▸ **Do this**
What is the number of lines in the data holding the word "React"? Give that number by itself.
========================
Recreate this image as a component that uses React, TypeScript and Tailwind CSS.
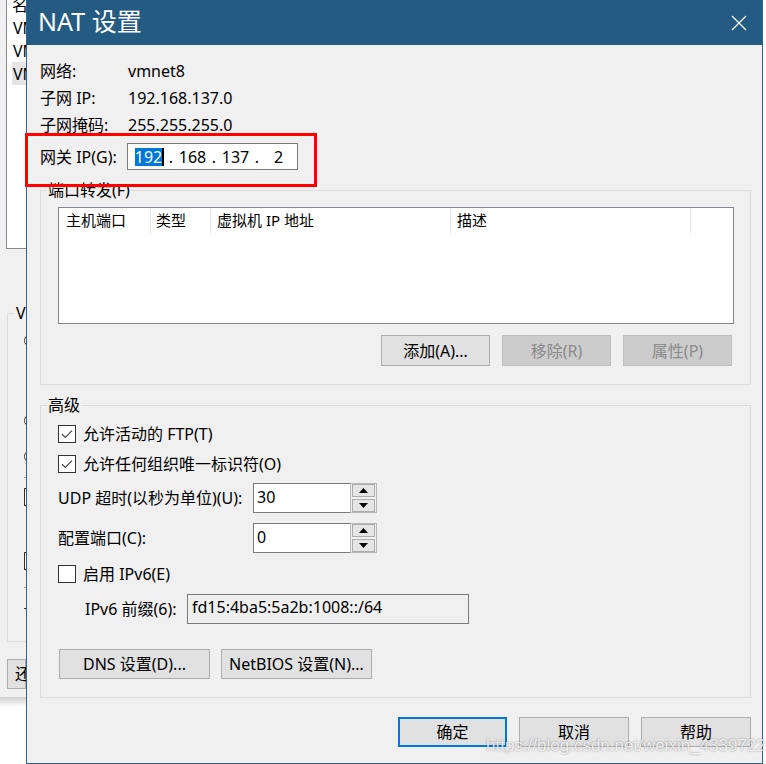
import React from "react";

const FONT = "font-['Noto_Sans','Noto_Sans_CJK_SC',sans-serif]";

type BtnProps = {
  label: string;
  className?: string;
  disabled?: boolean;
  primary?: boolean;
};

const Button = ({ label, className = "", disabled, primary }: BtnProps) => {
  const tone = disabled
    ? "border bg-[#cccccc] border-[#bfbfbf] text-[#8a8a8a]"
    : primary
    ? "border-2 bg-[#e1e1e1] border-[#0078d7] text-black"
    : "border bg-[#e1e1e1] border-[#adadad] text-black";
  return (
    <div
      className={`flex items-center justify-center text-[16px] leading-none ${tone} ${className}`}>
      {label}
    </div>
  );
};

const Check = ({ checked }: { checked?: boolean }) => (
  <div className="w-[18px] h-[18px] shrink-0 border border-[#333333] bg-white flex items-center justify-center">
    {checked && (
      <svg width="12" height="10" viewBox="0 0 12 10">
        <path d="M1 5.2 L4.4 8.4 L11 1.6" fill="none" stroke="#4a4a4a" strokeWidth="1.3" />
      </svg>
    )}
  </div>
);

const Arrow = ({ up }: { up?: boolean }) => (
  <div className="h-[13px] bg-[#e5e5e5] border border-[#acacac] flex items-center justify-center">
    <svg width="9" height="5" viewBox="0 0 9 5">
      <path d={up ? "M0 5 L4.5 0 L9 5Z" : "M0 0 L4.5 5 L9 0Z"} fill="#000" />
    </svg>
  </div>
);

const Spin = ({ value }: { value: string }) => (
  <div className="flex w-[124px] h-[30px] shrink-0">
    <div className="flex-1 bg-white border border-[#7a7a7a] border-r-0 pl-[3px] pb-[3px] flex items-center text-[16px]">
      {value}
    </div>
    <div className="w-[27px] border border-[#b9b9b9] bg-[#f0f0f0] flex flex-col justify-between px-[1px]">
      <Arrow up />
      <Arrow />
    </div>
  </div>
);

// Part of the window that sits behind the dialog
const BackWindow = () => (
  <div className="w-[26px] shrink-0 flex flex-col overflow-hidden text-[16px]">
    <div className="h-[697px] bg-[#f0f0f0] flex flex-col">
      <div className="ml-[6px] h-[249px] bg-white border-l border-b border-[#828790] flex flex-col overflow-hidden">
        <div className="mt-[-7px] h-[23px] pl-[5px] flex items-center whitespace-nowrap">名称</div>
        <div className="h-[23px] pl-[6px] flex items-center whitespace-nowrap">VMnet0</div>
        <div className="h-[23px] pl-[6px] flex items-center whitespace-nowrap">VMnet1</div>
        <div className="h-[23px] ml-[5px] pl-[1px] bg-[#e5e5e5] flex items-center whitespace-nowrap">VMnet8</div>
      </div>
      <fieldset className="ml-[7px] mt-[54px] h-[339px] border border-r-0 border-[#dcdcdc] pl-[16px] flex flex-col">
        <legend className="ml-[-9px] px-[1px] h-[20px] leading-[20px] whitespace-nowrap">VMnet 信息</legend>
        <div className="mt-[11px] w-[13px] h-[13px] rounded-full border border-[#333333] bg-white" />
        <div className="mt-[67px] w-[13px] h-[13px] rounded-full border border-[#333333] bg-white" />
        <div className="mt-[23px] w-[13px] h-[13px] rounded-full border border-[#333333] bg-white" />
        <div className="mt-[14px] h-[1px] w-[10px] bg-[#a0a0a0]" />
        <div className="mt-[10px] w-[18px] h-[18px] border border-[#333333] bg-white" />
        <div className="mt-[46px] w-[18px] h-[18px] border border-[#333333] bg-white" />
        <div className="mt-[17px] h-[1px] w-[10px] bg-[#a0a0a0]" />
        <div className="mt-[20px] h-[1px] w-[4px] bg-[#333333]" />
      </fieldset>
      <div className="ml-[7px] mt-[17px] h-[30px] border border-[#adadad] bg-[#e1e1e1] pl-[7px] flex items-center whitespace-nowrap">
        还原默认设置(R)
      </div>
    </div>
    <div className="h-[10px] bg-linear-to-b from-[#cfcfcf] to-white" />
  </div>
);

const InfoRow = ({ label, value }: { label: string; value: string }) => (
  <div className="h-[27px] flex items-center">
    <div className="w-[88px]">{label}</div>
    <div>{value}</div>
  </div>
);

const Octet = ({ children }: { children: React.ReactNode }) => (
  <div className="w-[35px] flex items-center justify-center">{children}</div>
);

const Dot = () => <div className="w-[8px] text-center">.</div>;

const columns = [
  { title: "主机端口", w: "w-[92px] pl-[7px]" },
  { title: "类型", w: "w-[60px] pl-[5px]" },
  { title: "虚拟机 IP 地址", w: "w-[240px] pl-[6px]" },
  { title: "描述", w: "w-[240px] pl-[6px]" },
];

const Dialog = () => (
  <div className="w-[737px] h-[764px] shrink-0 flex flex-col border-l border-r border-b border-[#2f6391] bg-[#f0f0f0]">
    <div className="h-[45px] shrink-0 bg-[#245b83] flex items-center justify-between pl-[11px] pr-[15px] text-white">
      <div className="text-[25px] leading-none pb-[2px]">NAT 设置</div>
      <svg width="16" height="16" viewBox="0 0 16 16">
        <path d="M1 1 L15 15 M15 1 L1 15" stroke="#ffffff" strokeWidth="1.2" />
      </svg>
    </div>

    <div className="flex flex-col pl-[13px] pr-[11px] pt-[12px] text-[16px] text-black">
      <InfoRow label="网络:" value="vmnet8" />
      <InfoRow label="子网 IP:" value="192.168.137.0" />
      <InfoRow label="子网掩码:" value="255.255.255.0" />

      <div className="mt-[5px] h-[27px] flex items-center">
        <div className="w-[87px]">网关 IP(G):</div>
        <div className="w-[171px] h-[27px] bg-white border border-[#7a7a7a] pl-[4px] flex items-center">
          <Octet>
            <span className="bg-[#0078d7] text-white leading-[18px]">192</span>
            <span className="w-[2px] h-[18px] bg-black" />
          </Octet>
          <Dot />
          <Octet>168</Octet>
          <Dot />
          <Octet>137</Octet>
          <Dot />
          <Octet>2</Octet>
        </div>
      </div>

      <fieldset className="mt-[10px] border border-[#dcdcdc] pl-[17px] pr-[16px] pb-[18px] flex flex-col">
        <legend className="ml-[-11px] px-[1px] h-[20px] leading-[20px]">端口转发(F)</legend>
        <div className="mt-[7px] h-[117px] bg-white border border-[#828790] flex flex-col">
          <div className="h-[25px] flex text-[15px]">
            {columns.map((c) => (
              <div key={c.title} className={`${c.w} h-full border-r border-[#e5e5e5] flex items-center`}>
                {c.title}
              </div>
            ))}
          </div>
        </div>
        <div className="mt-[11px] mr-[2px] flex justify-end gap-[12px]">
          <Button label="添加(A)..." className="w-[109px] h-[31px]" />
          <Button label="移除(R)" className="w-[109px] h-[31px]" disabled />
          <Button label="属性(P)" className="w-[109px] h-[31px]" disabled />
        </div>
      </fieldset>

      <fieldset className="mt-[10px] border border-[#dcdcdc] pl-[17px] pr-[16px] pb-[18px] flex flex-col">
        <legend className="ml-[-11px] px-[1px] h-[20px] leading-[20px]">高级</legend>
        <div className="mt-[8px] h-[22px] flex items-center gap-[7px]">
          <Check checked />
          <span>允许活动的 FTP(T)</span>
        </div>
        <div className="mt-[8px] h-[22px] flex items-center gap-[7px]">
          <Check checked />
          <span>允许任何组织唯一标识符(O)</span>
        </div>
        <div className="mt-[8px] flex items-center">
          <div className="w-[195px]">UDP 超时(以秒为单位)(U):</div>
          <Spin value="30" />
        </div>
        <div className="mt-[10px] flex items-center">
          <div className="w-[195px]">配置端口(C):</div>
          <Spin value="0" />
        </div>
        <div className="mt-[10px] h-[22px] flex items-center gap-[7px]">
          <Check />
          <span>启用 IPv6(E)</span>
        </div>
        <div className="mt-[9px] flex items-center pl-[27px]">
          <div className="w-[102px]">IPv6 前缀(6):</div>
          <div className="w-[282px] h-[30px] border border-[#7a7a7a] bg-[#f0f0f0] pl-[4px] pb-[4px] flex items-center">
            fd15:4ba5:5a2b:1008::/64
          </div>
        </div>
        <div className="mt-[25px] ml-[1px] flex gap-[11px]">
          <Button label="DNS 设置(D)..." className="w-[151px] h-[30px]" />
          <Button label="NetBIOS 设置(N)..." className="w-[151px] h-[30px]" />
        </div>
      </fieldset>

      <div className="mt-[19px] flex justify-end gap-[12px]">
        <Button label="确定" className="w-[109px] h-[30px]" primary />
        <Button label="取消" className="w-[110px] h-[30px]" />
        <Button label="帮助" className="w-[110px] h-[30px]" />
      </div>
    </div>
  </div>
);

export default function App() {
  return (
    <div className={`relative w-[766px] h-[764px] flex bg-white overflow-hidden ${FONT}`}>
      <BackWindow />
      <Dialog />

      {/* red annotation box around the gateway row */}
      <div className="absolute left-[25px] top-[133px] w-[292px] h-[54px] border-[3px] border-[#ff0000]" />

      {/* blog watermark */}
      <div className="absolute left-[486px] top-[733px] font-['Liberation_Sans',sans-serif] text-[17px] text-white/80 [text-shadow:0_0_2px_rgba(0,0,0,0.45)] whitespace-nowrap">
        https://blog.csdn.net/weixin_43397221
      </div>
    </div>
  );
}
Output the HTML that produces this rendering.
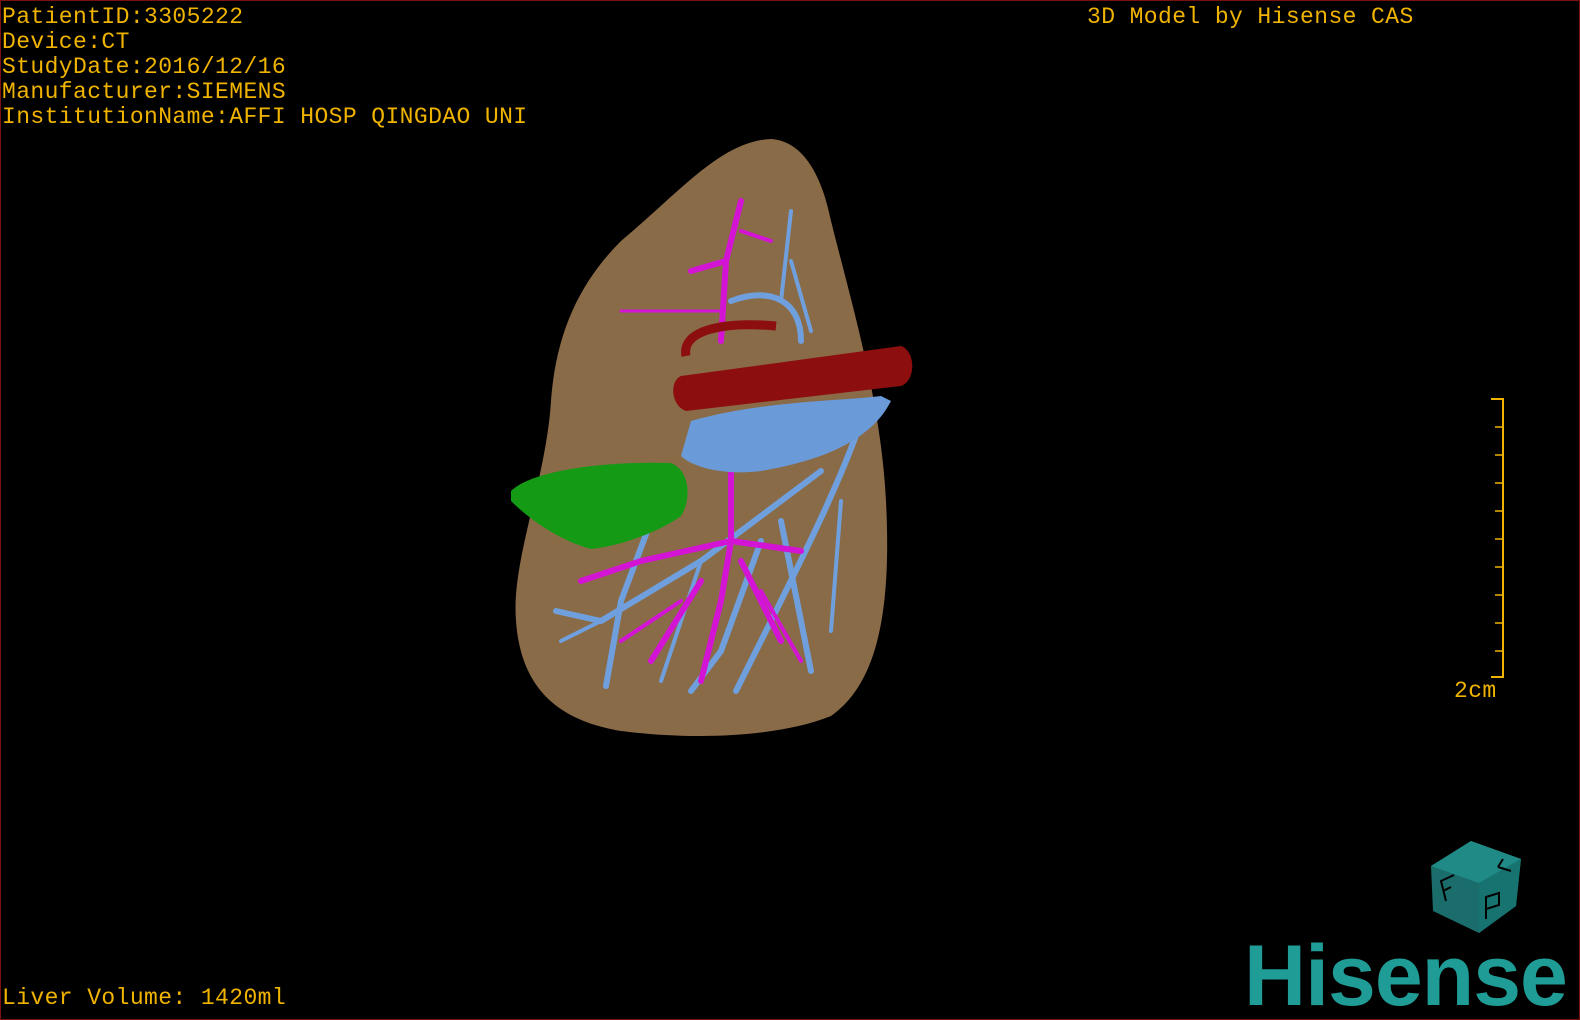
<!DOCTYPE html>
<html><head><style>
html,body{margin:0;padding:0;background:#000;}
#s{position:relative;width:1580px;height:1020px;background:#000;overflow:hidden;box-sizing:border-box;border:1px solid #7a1010;}
.t{position:absolute;color:#f0b400;font-family:"Liberation Mono",monospace;font-size:23px;line-height:25px;white-space:pre;letter-spacing:0.4px;}
.logo{position:absolute;left:1243px;top:932px;color:#1f9c96;font-family:"Liberation Sans",sans-serif;font-weight:bold;font-size:86px;letter-spacing:-1px;line-height:86px;}
</style></head><body><div id="s">
<div class="t" style="left:1px;top:4px">PatientID:3305222
Device:CT
StudyDate:2016/12/16
Manufacturer:SIEMENS
InstitutionName:AFFI HOSP QINGDAO UNI</div>
<div class="t" style="left:1086px;top:4px">3D Model by Hisense CAS</div>
<div class="t" style="left:1px;top:985px">Liver Volume: 1420ml</div>
<div class="t" style="left:1453px;top:678px">2cm</div>
<svg width="1580" height="1020" style="position:absolute;left:0;top:0">
<path d="M1490 398 H1502 V676 H1490" fill="none" stroke="#f0b400" stroke-width="2"/>
<g stroke="#f0b400" stroke-width="1.5">
<line x1="1494" y1="426" x2="1502" y2="426"/><line x1="1494" y1="454" x2="1502" y2="454"/><line x1="1494" y1="482" x2="1502" y2="482"/><line x1="1494" y1="510" x2="1502" y2="510"/><line x1="1494" y1="538" x2="1502" y2="538"/><line x1="1494" y1="566" x2="1502" y2="566"/><line x1="1494" y1="594" x2="1502" y2="594"/><line x1="1494" y1="622" x2="1502" y2="622"/><line x1="1494" y1="650" x2="1502" y2="650"/>
</g>
<path d="M770 138 C800 140 820 170 830 220 C850 300 880 400 885 500 C890 600 880 680 830 715 C780 735 700 740 620 730 C560 720 520 690 515 620 C510 560 545 480 550 400 C555 330 580 280 620 240 C680 190 720 140 770 138 Z" fill="#8a6b48"/>
<g fill="none" stroke="#6fa0dd" stroke-width="6" stroke-linecap="round">
<path d="M730 300 C770 285 800 300 800 340"/>
<path d="M860 420 C840 480 800 560 760 640 L735 690"/>
<path d="M820 470 L700 560 L600 620 L555 610"/>
<path d="M760 540 L720 650 L690 690"/>
<path d="M780 520 L800 620 L810 670"/>
<path d="M650 520 L620 600 L605 685"/>
<path d="M790 210 L780 300" stroke-width="4"/>
<path d="M840 500 L830 630" stroke-width="4"/>
<path d="M700 560 L660 680" stroke-width="4"/>
<path d="M600 620 L560 640" stroke-width="4"/>
<path d="M790 260 L810 330" stroke-width="4"/>
</g>
<g fill="none" stroke="#d414d4" stroke-width="6" stroke-linecap="round">
<path d="M720 340 L725 260 L740 200"/>
<path d="M730 460 L730 540 L720 600 L700 680"/>
<path d="M730 540 L800 550"/><path d="M730 540 L640 560 L580 580"/>
<path d="M740 560 L780 640"/><path d="M700 580 L650 660"/>
<path d="M725 260 L690 270"/><path d="M720 310 L620 310" stroke-width="3"/>
<path d="M740 230 L770 240" stroke-width="4"/>
<path d="M760 590 L800 660" stroke-width="4"/>
<path d="M680 600 L620 640" stroke-width="4"/>
</g>
<path d="M690 420 C760 400 840 400 880 395 L890 400 C870 440 820 460 760 470 C720 475 690 465 680 455 Z" fill="#6a9ad8"/>
<path d="M680 375 L900 345 C915 350 915 380 900 385 L685 410 C670 405 668 380 680 375Z" fill="#8c0e0e"/>
<path d="M685 355 C680 330 720 320 775 325" fill="none" stroke="#8c0e0e" stroke-width="9"/>
<path d="M510 490 C530 470 600 460 670 462 C690 470 690 500 680 515 C660 530 620 545 590 548 C560 540 530 520 510 500Z" fill="#159a15"/>
<path d="M1430 865 L1470 840 L1520 858 L1515 905 L1478 932 L1432 910 Z" fill="#1a6d6a"/>
<path d="M1430 865 L1470 840 L1520 858 L1478 882 Z" fill="#1f8a86"/>
<path d="M1478 882 L1520 858 L1515 905 L1478 932Z" fill="#177370"/>
<g stroke="#000" stroke-width="2" fill="none"><path d="M1445 900 L1440 880 L1453 874 M1442 890 L1450 886"/><path d="M1485 918 L1485 896 L1498 892 L1498 904 L1485 908"/><path d="M1497 866 L1502 858 M1497 866 L1510 870"/></g>
</svg>
<div class="logo">Hisense</div>
</div></body></html>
========================
▸ **Reply**
3